The harsh reality is that potential renewable alternatives to the baseload may not be easily constructed in the next five years, such as offshore wind which we understand is three to five times more expensive than onshore wind. We have also spoken to several nuclear manufacturers and discussed with regulators and several conglomerates, but nothing concrete is in place.

Battery energy storage systems (BESS) to help augment power from renewable sources are already being developed, but this approach primarily remains expensive and struggles in commercial viability. Perhaps the DoE can require all new renewable energy plants to build BESS and provide a subsidy or tariff for that? The grid is not in the best condition since various yellow and red alerts in the grid have been announced in the past 30 days, especially at the height of El Niño. 

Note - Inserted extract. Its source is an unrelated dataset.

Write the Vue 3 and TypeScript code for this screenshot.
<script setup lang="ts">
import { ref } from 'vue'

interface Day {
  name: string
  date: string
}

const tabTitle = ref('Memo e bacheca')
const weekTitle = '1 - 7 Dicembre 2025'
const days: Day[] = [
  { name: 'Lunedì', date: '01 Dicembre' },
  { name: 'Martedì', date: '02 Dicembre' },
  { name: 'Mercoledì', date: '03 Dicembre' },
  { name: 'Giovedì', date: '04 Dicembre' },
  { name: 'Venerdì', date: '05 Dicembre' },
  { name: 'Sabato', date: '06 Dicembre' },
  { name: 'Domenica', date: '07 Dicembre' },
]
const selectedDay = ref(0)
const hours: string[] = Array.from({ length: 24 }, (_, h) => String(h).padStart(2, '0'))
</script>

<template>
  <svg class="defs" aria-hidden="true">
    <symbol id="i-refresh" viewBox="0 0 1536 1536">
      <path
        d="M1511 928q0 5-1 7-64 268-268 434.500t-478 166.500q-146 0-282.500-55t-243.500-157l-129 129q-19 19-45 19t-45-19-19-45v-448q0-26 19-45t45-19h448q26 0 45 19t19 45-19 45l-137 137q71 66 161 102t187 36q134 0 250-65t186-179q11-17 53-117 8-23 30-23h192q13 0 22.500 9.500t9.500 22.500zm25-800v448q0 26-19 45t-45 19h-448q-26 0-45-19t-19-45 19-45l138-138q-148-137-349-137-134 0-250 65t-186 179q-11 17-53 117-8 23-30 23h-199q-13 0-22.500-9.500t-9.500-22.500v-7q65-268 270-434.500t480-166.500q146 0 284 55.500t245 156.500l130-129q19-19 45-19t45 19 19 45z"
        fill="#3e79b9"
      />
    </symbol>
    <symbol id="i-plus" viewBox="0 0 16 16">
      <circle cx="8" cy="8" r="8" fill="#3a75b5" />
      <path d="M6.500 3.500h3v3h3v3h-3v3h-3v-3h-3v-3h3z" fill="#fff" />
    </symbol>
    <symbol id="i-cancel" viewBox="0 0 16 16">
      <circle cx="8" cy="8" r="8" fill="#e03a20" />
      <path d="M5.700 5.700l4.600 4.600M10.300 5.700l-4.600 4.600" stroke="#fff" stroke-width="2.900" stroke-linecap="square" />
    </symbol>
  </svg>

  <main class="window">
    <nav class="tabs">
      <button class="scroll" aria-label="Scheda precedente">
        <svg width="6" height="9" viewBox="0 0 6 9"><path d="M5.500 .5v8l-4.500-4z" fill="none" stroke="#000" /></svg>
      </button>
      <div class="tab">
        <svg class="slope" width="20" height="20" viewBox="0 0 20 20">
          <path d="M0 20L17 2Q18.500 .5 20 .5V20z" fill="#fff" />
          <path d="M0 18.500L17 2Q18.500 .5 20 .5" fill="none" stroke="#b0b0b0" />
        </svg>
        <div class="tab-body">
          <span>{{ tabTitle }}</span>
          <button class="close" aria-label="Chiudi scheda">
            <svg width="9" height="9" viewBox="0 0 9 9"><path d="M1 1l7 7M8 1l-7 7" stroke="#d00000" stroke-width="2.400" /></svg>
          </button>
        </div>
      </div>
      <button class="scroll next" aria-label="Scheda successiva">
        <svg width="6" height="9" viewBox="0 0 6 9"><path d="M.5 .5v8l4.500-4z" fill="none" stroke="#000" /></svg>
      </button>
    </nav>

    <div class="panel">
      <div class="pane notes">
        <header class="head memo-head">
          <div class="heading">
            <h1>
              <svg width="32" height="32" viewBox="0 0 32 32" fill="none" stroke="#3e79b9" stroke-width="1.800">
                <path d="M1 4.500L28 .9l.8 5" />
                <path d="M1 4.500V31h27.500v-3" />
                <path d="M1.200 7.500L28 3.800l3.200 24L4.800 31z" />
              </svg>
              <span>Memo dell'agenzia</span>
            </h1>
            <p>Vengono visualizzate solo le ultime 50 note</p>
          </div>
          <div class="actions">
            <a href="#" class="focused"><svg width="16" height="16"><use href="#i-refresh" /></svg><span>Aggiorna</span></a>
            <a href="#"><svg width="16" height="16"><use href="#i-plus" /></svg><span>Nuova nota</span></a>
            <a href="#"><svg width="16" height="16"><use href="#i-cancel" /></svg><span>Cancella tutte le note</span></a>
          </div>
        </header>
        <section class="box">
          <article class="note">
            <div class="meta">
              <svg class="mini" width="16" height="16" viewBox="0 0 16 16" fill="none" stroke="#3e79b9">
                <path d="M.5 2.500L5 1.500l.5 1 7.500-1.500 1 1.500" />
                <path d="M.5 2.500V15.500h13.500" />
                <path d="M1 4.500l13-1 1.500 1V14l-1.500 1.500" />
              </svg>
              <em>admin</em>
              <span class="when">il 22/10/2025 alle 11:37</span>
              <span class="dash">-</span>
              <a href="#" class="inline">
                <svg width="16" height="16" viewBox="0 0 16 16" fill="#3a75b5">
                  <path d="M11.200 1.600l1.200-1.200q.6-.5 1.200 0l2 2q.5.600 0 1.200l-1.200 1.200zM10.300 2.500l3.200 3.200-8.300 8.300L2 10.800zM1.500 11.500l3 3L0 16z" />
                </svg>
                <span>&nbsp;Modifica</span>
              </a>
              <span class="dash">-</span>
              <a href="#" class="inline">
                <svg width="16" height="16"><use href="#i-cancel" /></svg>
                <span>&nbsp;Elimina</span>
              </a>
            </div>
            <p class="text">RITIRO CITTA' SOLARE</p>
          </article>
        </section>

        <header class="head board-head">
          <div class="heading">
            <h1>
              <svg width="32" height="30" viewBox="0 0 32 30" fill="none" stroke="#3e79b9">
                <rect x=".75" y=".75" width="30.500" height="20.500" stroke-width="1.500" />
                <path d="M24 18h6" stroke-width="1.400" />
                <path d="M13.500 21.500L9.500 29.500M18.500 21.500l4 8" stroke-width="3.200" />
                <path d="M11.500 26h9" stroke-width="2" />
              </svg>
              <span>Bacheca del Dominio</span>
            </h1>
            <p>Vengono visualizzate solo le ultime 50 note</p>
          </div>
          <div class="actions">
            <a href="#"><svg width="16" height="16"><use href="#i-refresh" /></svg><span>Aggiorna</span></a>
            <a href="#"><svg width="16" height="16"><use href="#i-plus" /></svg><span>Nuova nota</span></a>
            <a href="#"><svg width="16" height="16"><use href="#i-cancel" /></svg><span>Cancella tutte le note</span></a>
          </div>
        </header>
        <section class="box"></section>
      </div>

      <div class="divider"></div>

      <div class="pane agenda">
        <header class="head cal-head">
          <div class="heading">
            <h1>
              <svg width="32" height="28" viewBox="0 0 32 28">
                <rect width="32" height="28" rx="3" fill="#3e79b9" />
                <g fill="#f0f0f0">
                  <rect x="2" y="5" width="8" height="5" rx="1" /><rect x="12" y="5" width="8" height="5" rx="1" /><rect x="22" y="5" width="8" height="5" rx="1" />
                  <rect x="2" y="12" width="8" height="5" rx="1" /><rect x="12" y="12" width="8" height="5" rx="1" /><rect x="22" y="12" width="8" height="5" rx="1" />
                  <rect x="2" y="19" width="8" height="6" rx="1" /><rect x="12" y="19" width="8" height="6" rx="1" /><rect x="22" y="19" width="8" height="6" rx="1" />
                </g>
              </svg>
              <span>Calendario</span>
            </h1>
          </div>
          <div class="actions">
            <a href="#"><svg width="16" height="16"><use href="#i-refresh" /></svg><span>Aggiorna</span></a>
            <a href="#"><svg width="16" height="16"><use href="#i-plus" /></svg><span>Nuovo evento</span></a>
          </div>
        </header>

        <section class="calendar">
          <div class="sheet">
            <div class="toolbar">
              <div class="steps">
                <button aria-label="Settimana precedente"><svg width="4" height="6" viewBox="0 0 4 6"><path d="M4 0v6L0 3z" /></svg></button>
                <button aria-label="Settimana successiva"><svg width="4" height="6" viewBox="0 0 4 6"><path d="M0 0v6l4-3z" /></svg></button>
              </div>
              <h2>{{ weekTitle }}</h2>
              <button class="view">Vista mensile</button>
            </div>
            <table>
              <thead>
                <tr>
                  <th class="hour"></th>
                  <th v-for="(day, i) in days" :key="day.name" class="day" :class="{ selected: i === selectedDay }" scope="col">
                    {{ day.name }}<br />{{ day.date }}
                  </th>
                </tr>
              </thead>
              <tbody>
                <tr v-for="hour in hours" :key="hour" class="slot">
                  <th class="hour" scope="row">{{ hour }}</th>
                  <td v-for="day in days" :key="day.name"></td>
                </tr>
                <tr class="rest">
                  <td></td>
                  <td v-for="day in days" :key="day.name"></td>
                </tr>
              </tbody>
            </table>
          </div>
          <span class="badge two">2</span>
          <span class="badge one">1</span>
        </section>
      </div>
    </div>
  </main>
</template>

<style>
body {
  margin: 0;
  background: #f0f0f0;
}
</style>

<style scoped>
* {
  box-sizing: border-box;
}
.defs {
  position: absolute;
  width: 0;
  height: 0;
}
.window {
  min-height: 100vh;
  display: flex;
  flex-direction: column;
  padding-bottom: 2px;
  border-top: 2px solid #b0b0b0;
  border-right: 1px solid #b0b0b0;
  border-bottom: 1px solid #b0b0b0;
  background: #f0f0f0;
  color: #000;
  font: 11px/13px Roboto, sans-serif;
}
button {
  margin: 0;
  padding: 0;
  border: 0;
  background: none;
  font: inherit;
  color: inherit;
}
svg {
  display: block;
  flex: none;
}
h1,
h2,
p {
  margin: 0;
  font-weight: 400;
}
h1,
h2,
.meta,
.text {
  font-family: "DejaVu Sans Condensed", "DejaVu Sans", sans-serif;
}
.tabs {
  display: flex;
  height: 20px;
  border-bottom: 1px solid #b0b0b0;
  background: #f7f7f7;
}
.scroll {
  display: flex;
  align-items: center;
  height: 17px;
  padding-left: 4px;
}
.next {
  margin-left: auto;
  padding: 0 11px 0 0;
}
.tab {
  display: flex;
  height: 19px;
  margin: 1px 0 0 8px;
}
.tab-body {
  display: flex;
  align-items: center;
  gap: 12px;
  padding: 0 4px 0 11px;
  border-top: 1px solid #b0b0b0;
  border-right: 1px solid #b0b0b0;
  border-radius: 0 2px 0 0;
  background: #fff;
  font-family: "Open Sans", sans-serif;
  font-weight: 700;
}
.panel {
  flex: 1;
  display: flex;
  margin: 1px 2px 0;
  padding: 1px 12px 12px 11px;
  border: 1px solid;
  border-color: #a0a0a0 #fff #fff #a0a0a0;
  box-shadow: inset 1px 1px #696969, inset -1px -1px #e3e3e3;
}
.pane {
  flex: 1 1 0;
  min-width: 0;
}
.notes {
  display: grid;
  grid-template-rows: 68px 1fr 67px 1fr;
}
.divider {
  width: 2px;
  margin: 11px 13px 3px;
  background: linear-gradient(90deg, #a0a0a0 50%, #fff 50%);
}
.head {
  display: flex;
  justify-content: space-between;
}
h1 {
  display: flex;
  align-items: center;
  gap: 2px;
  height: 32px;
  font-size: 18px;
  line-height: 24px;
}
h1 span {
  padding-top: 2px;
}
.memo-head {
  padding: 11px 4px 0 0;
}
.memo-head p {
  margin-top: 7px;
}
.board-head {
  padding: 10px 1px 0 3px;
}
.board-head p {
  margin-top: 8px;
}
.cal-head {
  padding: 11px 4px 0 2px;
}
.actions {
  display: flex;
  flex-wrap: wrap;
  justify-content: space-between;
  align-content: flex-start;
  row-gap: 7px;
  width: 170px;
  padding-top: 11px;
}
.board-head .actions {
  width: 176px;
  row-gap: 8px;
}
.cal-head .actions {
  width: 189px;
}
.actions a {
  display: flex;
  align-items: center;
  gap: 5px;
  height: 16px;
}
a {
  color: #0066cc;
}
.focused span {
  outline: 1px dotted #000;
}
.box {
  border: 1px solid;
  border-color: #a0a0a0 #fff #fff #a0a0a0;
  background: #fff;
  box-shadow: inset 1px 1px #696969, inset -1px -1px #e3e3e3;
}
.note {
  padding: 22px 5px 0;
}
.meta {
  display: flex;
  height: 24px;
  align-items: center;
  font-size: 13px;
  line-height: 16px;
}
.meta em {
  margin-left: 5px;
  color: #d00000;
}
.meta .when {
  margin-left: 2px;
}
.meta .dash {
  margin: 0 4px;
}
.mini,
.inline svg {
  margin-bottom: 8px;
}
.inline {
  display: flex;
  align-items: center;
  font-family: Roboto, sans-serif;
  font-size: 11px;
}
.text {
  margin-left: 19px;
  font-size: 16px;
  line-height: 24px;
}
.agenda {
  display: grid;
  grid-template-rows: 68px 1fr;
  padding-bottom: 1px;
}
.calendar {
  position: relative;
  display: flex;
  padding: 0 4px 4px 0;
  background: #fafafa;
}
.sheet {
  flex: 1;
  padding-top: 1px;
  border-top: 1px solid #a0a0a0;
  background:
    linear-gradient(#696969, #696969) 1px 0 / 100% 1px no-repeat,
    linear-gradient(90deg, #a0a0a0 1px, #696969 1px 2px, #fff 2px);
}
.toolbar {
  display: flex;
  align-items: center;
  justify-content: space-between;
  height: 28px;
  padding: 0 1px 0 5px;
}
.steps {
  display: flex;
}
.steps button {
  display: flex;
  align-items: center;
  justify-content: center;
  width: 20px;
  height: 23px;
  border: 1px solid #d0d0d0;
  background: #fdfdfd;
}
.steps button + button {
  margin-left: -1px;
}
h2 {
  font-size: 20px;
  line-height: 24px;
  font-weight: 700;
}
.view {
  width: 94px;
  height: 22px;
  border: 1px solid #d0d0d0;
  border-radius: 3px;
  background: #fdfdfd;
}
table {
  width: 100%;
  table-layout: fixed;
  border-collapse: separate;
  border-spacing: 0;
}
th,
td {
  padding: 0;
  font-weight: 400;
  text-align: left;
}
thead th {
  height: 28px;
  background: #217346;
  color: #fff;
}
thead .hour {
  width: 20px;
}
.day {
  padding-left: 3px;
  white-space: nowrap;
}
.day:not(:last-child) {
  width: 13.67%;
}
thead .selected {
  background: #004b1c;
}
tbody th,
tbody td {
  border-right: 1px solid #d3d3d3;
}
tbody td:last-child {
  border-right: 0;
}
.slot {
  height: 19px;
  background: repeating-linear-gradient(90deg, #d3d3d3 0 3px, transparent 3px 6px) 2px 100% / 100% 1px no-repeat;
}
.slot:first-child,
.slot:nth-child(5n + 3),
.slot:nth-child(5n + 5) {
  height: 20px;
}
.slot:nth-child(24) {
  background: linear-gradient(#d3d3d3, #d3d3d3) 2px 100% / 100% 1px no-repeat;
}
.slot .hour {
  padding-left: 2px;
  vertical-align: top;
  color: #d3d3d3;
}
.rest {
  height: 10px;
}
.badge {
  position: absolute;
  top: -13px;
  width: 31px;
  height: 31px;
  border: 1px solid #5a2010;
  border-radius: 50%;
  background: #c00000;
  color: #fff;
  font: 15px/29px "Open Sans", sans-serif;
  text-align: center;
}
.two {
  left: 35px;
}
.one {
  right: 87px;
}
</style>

As it is, there is no clear sight on the incremental growth of the other side of the 50% target, nor is there an immediate replacement for coal-powered baseload. There is a need to get clarity about what is the next source of baseload and the timeline for these developments. Should one day we wake up and realize that the replacement isn’t coming yet, would we not wish that we built a thermal plant sooner? Can we consider a temporary lifting of the coal moratorium like how Europe addresses its power shortage to bridge that gap until such time when the replacement has been constructed?

While the green road that the Philippines is currently treading supports sustainability, ensuring that our power supply can provide the necessary baseload support is a must to ensure continued economic progress and avoid a dark (literally) future.

Eduardo Francisco is president and Gabriel Edjawan is deal manager at BDO Capital & Investment Corporation.